- Born: 17 June 1695 Gournay-en-Bray
- Died: 27 September 1742 (aged 47) Paris
- Alma mater: Sorbonne University ;
- Occupation: Librarian, theologian
- Employer: Sorbonne University ;

= Henri-Michel Guedier de Saint-Aubin =

French theologian

Henri-Michel Guedier de Saint-Aubin (17 June 1695 - 27 September 1742) was a French theologian.

He was born in Gournay-en-Bray on 17 June 1695. He studied at Paris, and received the doctor's degree from the Sorbonne Oct. 29,1723. He became professor in that institution in 1730, and its librarian in 1736. Some time after he obtained the abbey of St.

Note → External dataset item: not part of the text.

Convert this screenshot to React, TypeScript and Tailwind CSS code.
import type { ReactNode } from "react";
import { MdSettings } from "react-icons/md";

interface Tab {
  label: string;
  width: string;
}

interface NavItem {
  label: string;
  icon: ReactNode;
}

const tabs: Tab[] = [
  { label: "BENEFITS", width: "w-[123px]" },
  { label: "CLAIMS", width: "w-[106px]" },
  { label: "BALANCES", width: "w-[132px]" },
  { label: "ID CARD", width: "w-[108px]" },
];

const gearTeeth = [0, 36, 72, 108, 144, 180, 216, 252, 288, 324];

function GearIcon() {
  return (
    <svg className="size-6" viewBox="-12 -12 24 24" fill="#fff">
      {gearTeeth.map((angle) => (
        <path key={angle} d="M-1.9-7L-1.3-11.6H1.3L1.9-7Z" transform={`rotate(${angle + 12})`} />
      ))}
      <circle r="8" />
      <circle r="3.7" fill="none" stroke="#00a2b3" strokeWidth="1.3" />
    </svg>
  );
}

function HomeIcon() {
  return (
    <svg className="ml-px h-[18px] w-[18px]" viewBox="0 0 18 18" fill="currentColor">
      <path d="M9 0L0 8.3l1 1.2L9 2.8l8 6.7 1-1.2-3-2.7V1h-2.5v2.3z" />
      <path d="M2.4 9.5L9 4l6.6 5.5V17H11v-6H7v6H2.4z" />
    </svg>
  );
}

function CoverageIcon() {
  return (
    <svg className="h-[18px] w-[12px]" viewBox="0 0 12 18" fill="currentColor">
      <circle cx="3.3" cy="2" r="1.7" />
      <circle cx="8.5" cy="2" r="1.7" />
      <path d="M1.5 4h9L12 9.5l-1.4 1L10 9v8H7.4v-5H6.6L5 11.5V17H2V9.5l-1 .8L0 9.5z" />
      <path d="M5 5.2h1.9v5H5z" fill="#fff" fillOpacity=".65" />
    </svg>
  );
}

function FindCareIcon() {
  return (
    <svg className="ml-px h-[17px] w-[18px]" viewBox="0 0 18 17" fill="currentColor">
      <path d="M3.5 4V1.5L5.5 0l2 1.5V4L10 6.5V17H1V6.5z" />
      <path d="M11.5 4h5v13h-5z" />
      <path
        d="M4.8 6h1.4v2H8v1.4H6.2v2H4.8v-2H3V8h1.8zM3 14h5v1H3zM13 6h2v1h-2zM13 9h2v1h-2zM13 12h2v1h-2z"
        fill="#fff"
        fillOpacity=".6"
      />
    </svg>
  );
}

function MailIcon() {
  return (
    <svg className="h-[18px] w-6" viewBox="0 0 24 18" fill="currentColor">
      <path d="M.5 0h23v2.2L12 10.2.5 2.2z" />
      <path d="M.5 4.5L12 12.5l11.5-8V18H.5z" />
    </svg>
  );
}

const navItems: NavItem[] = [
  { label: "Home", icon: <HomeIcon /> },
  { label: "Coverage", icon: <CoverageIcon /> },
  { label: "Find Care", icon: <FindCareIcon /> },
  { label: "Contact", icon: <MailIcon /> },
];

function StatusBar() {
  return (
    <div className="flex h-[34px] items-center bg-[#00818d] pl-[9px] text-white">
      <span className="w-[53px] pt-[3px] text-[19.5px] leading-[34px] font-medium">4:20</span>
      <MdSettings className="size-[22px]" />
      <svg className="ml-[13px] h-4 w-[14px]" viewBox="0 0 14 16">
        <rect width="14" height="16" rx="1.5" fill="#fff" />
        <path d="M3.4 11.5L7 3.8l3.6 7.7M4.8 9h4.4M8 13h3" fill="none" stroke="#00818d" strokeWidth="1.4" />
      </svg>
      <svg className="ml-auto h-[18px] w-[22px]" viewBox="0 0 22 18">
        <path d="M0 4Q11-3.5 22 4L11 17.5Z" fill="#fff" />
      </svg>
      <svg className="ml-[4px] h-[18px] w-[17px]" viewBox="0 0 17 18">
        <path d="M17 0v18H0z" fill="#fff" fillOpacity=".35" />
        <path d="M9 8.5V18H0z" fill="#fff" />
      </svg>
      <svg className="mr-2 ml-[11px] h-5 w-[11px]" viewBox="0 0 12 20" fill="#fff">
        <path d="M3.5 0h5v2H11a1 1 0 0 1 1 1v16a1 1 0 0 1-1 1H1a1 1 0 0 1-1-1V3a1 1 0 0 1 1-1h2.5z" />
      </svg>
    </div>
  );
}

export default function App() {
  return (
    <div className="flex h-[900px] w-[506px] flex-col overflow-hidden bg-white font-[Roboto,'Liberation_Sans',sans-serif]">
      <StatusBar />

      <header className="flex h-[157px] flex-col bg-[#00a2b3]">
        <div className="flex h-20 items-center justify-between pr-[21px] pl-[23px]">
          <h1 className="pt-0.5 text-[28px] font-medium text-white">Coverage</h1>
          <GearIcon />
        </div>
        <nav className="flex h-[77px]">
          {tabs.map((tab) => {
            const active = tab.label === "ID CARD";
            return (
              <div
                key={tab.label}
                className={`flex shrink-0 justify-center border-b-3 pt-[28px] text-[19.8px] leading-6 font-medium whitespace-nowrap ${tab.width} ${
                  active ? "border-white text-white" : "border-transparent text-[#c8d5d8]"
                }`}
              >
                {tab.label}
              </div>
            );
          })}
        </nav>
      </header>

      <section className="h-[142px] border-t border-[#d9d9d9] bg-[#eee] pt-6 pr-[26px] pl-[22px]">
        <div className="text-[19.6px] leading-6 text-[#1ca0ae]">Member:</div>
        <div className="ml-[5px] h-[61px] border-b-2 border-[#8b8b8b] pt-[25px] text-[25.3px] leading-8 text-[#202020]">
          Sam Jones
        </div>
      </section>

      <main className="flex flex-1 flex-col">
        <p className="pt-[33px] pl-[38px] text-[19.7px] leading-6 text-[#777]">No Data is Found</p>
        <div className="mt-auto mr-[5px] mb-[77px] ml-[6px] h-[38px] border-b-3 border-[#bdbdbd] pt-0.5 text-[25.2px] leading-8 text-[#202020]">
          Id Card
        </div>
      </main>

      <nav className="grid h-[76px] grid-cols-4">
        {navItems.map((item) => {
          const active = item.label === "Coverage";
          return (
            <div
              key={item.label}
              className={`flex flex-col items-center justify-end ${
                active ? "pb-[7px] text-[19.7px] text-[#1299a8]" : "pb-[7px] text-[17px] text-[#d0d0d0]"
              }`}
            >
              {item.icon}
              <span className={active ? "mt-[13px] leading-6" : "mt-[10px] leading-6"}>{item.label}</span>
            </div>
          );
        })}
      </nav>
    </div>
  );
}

Vulmer. He was acquainted with Hebrew, Greek, Latin, French, English, and Italian, besides history, theology, and kindred sciences. For fourteen years he decided all cases of conscience presented to the Sorbonne. He died in Paris on 27 September 1742.

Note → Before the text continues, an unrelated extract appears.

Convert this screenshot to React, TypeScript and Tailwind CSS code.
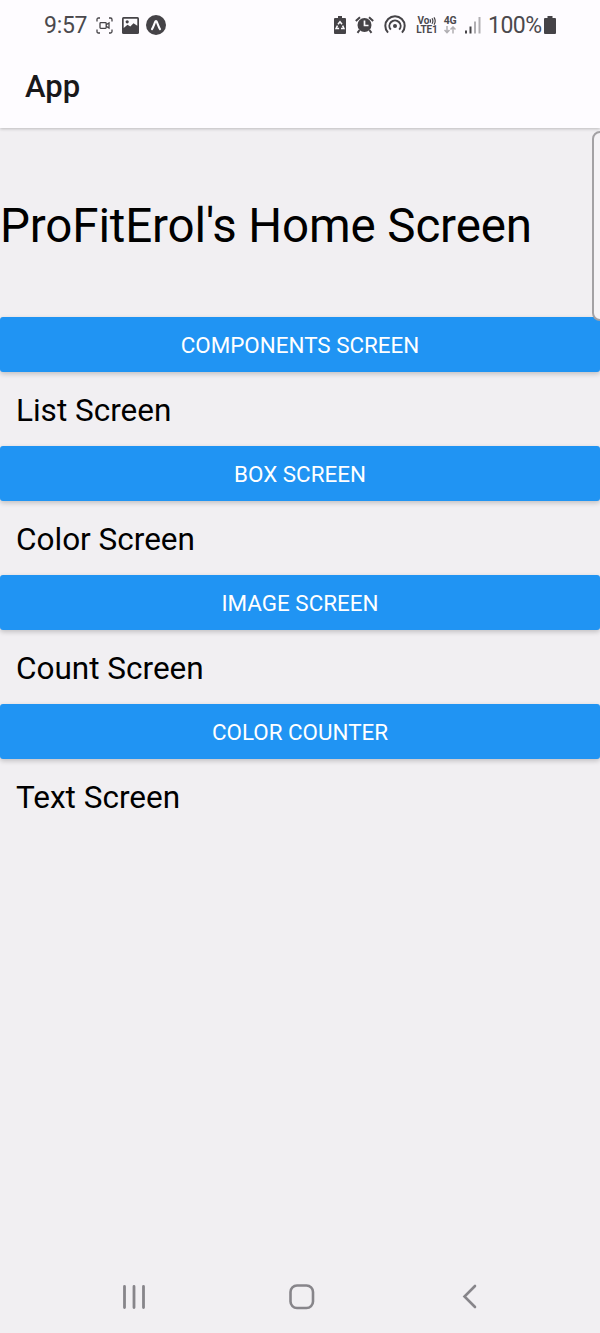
import React from "react";

const ink = "#454347";

function StatusBar() {
  return (
    <div className="flex h-[50px] items-center pl-[44px] text-[#4b494d]">
      <span className="w-[52px] whitespace-nowrap pt-px text-[23px] leading-[50px] tracking-[-0.3px]">9:57</span>
      <svg width="17" height="17" viewBox="0 0 17 17" fill="none" stroke={ink} strokeWidth="1.3">
        <path d="M1 4.5V2.5Q1 1 2.5 1H4M13 1h1.5Q16 1 16 2.5v2M16 12.5v2q0 1.5-1.500 1.500H13M4 16H2.500Q1 16 1 14.500v-2" />
        <rect x="4" y="5.700" width="6.200" height="5.600" rx=".8" />
        <path d="M10.200 7.700 13 6v5l-2.800-1.700" />
      </svg>
      <svg className="ml-[9px]" width="17" height="17" viewBox="0 0 17 17">
        <rect width="17" height="17" rx="1.5" fill={ink} />
        <path d="M1.700 1.700h13.600v7L11.500 6.200 8.300 9.500 5.500 7.700 1.700 11Z" fill="#fdfcff" />
        <circle cx="5.200" cy="4.800" r="1.600" fill={ink} />
      </svg>
      <svg className="ml-[7px]" width="20" height="20" viewBox="0 0 20 20">
        <circle cx="10" cy="10" r="10" fill={ink} />
        <path d="M6 14.200C7.500 12 8.500 8 9.500 6.300q.5-.7 1 0C11.500 8 12.500 12 14 14.200" fill="none" stroke="#fdfcff" strokeWidth="2.100" strokeLinecap="round" />
      </svg>
      <svg className="ml-[168px]" width="12" height="18" viewBox="0 0 12 18">
        <path d="M4 0h4v2h3q1 0 1 1v14q0 1-1 1H1q-1 0-1-1V3q0-1 1-1h3Z" fill={ink} />
        <path d="M4 8.300 6 5.700l2 2.600M8.600 9.700l1.300 2.700H7M5.100 12.400h-3l1.400-2.700" fill="none" stroke="#fdfcff" strokeWidth="1.500" />
      </svg>
      <svg className="ml-[9px]" width="19" height="18" viewBox="0 0 19 18">
        <circle cx="9.500" cy="9" r="7" fill={ink} />
        <path d="M.8 5 5 1.200M18.200 5 14 1.200M4.600 14 2.500 16.800M14.400 14l2.100 2.800" stroke={ink} strokeWidth="2" />
        <path d="M9.500 4.500V9.500h4" fill="none" stroke="#fdfcff" strokeWidth="1.700" />
      </svg>
      <svg className="ml-[10px] -mt-px" width="22" height="19" viewBox="0 0 22 19" fill="none" stroke={ink} strokeWidth="2">
        <path d="M4 17.600A9.700 9.700 0 1 1 18 17.600" />
        <path d="M6.800 14.700A5.600 5.600 0 1 1 15.200 14.700" />
        <circle cx="11" cy="11" r="2" fill={ink} stroke="none" />
      </svg>
      <div className="ml-[10px] w-[22px] whitespace-nowrap text-center text-[10px] font-bold leading-[9px]">
        <div className="flex justify-center">
          <span>Vo</span>
          <svg className="mt-px" width="7" height="8" viewBox="0 0 7 8" fill="none" stroke={ink} strokeWidth="1.200">
            <path d="M1 2.300q1 1.700 0 3.400M3 1.200q1.800 2.800 0 5.600M5 .3q2.400 3.700 0 7.400" />
          </svg>
        </div>
        <div className="tracking-[-0.1px]">LTE1</div>
      </div>
      <div className="ml-[5px] flex w-[14px] flex-col items-center text-[10.500px] font-bold leading-[9px] tracking-[-0.3px]">
        <span>4G</span>
        <svg className="mt-[1px]" width="12" height="8" viewBox="0 0 12 8" fill="none" stroke="#b1afb3" strokeWidth="1.500">
          <path d="M3 0v6.500M.5 4 3 6.600 5.500 4M9 7.500V1M6.500 3.600 9 1l2.500 2.600" />
        </svg>
      </div>
      <svg className="ml-[8px]" width="16" height="18" viewBox="0 0 16 18">
        <path d="M0 14.500h2V17.500H0ZM4.500 10.500h2V17.500h-2Z" fill={ink} />
        <path d="M9 5.500h2V17.500H9ZM13.500 1h2v16.500h-2Z" fill="#b1afb3" />
      </svg>
      <span className="ml-[7px] w-[56px] whitespace-nowrap pt-px text-[23px] leading-[50px] tracking-[-0.500px]">100%</span>
      <svg width="12" height="18" viewBox="0 0 12 18">
        <path d="M3.500 0h5v2H11q1 0 1 1v14q0 1-1 1H1q-1 0-1-1V3q0-1 1-1h2.500Z" fill={ink} />
      </svg>
    </div>
  );
}

function ScreenButton({ label }: { label: string }) {
  return (
    <button className="flex h-[55px] w-full shrink-0 items-center justify-center rounded-[3px] bg-[#2094f3] pt-[2px] text-[22.400px] text-white shadow-[0_2px_5px_rgba(0,0,0,0.200)]">
      {label}
    </button>
  );
}

function ScreenLink({ label }: { label: string }) {
  return <div className="h-[74px] pl-[16px] pt-[2px] text-[31.500px] leading-[74px] text-black">{label}</div>;
}

const rows = [
  ["COMPONENTS SCREEN", "List Screen"],
  ["BOX SCREEN", "Color Screen"],
  ["IMAGE SCREEN", "Count Screen"],
  ["COLOR COUNTER", "Text Screen"],
];

export default function App() {
  return (
    <div className="flex h-[1333px] w-[600px] flex-col overflow-hidden bg-[#f1eff2] font-['Roboto',sans-serif]">
      <header className="z-10 h-[128px] shrink-0 bg-[#fefcff] shadow-[0_1px_3px_rgba(0,0,0,0.220)]">
        <StatusBar />
        <h1 className="pl-[25px] pt-px text-[31px] font-medium leading-[72px] text-[#19181a]">App</h1>
      </header>
      <main className="relative flex flex-1 flex-col">
        <h2 className="h-[189px] whitespace-nowrap pt-px text-[47.500px] leading-[194px] tracking-[-0.130px] text-black">ProFitErol's Home Screen</h2>
        {rows.map(([button, link]) => (
          <section key={button}>
            <ScreenButton label={button} />
            <ScreenLink label={link} />
          </section>
        ))}
        <div className="absolute left-[592px] top-[3px] h-[190px] w-[20px] rounded-[8px] border-2 border-[#a3a1a4] bg-[#f5f3f6] [clip-path:inset(0_12px_0_0)]" />
      </main>
      <nav className="flex h-[73px] shrink-0 items-center pl-[122px]">
        <svg width="24" height="24" viewBox="0 0 24 24" stroke="#87858a" strokeWidth="2.800" strokeLinecap="round">
          <path d="M2.500 1.500v21M12 1.500v21M21.500 1.500v21" />
        </svg>
        <svg className="ml-[143px]" width="26" height="26" viewBox="0 0 26 26" fill="none" stroke="#87858a" strokeWidth="2.600">
          <rect x="1.500" y="1.500" width="22.500" height="22.500" rx="6.500" />
        </svg>
        <svg className="ml-[147px]" width="15" height="25" viewBox="0 0 15 25" fill="none" stroke="#87858a" strokeWidth="2.600" strokeLinecap="round">
          <path d="M13 2 2.500 12.500 13 23" />
        </svg>
      </nav>
    </div>
  );
}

He wrote, Histoire salute des deux Alliances (Paris, Didot, 1741, 7 vols. 12mo), which Moreri considers as a good concordance of the Old and New Testament. At the end of every part are remarks and arguments on the designs of the sacred writers, and on the authenticity and inspiration of their writings. — Ladvocat, Dict. historique; Moreri, Dict. hist. (edit. 1759); Hoefer, Nouv. Biog. Genesis 22:358.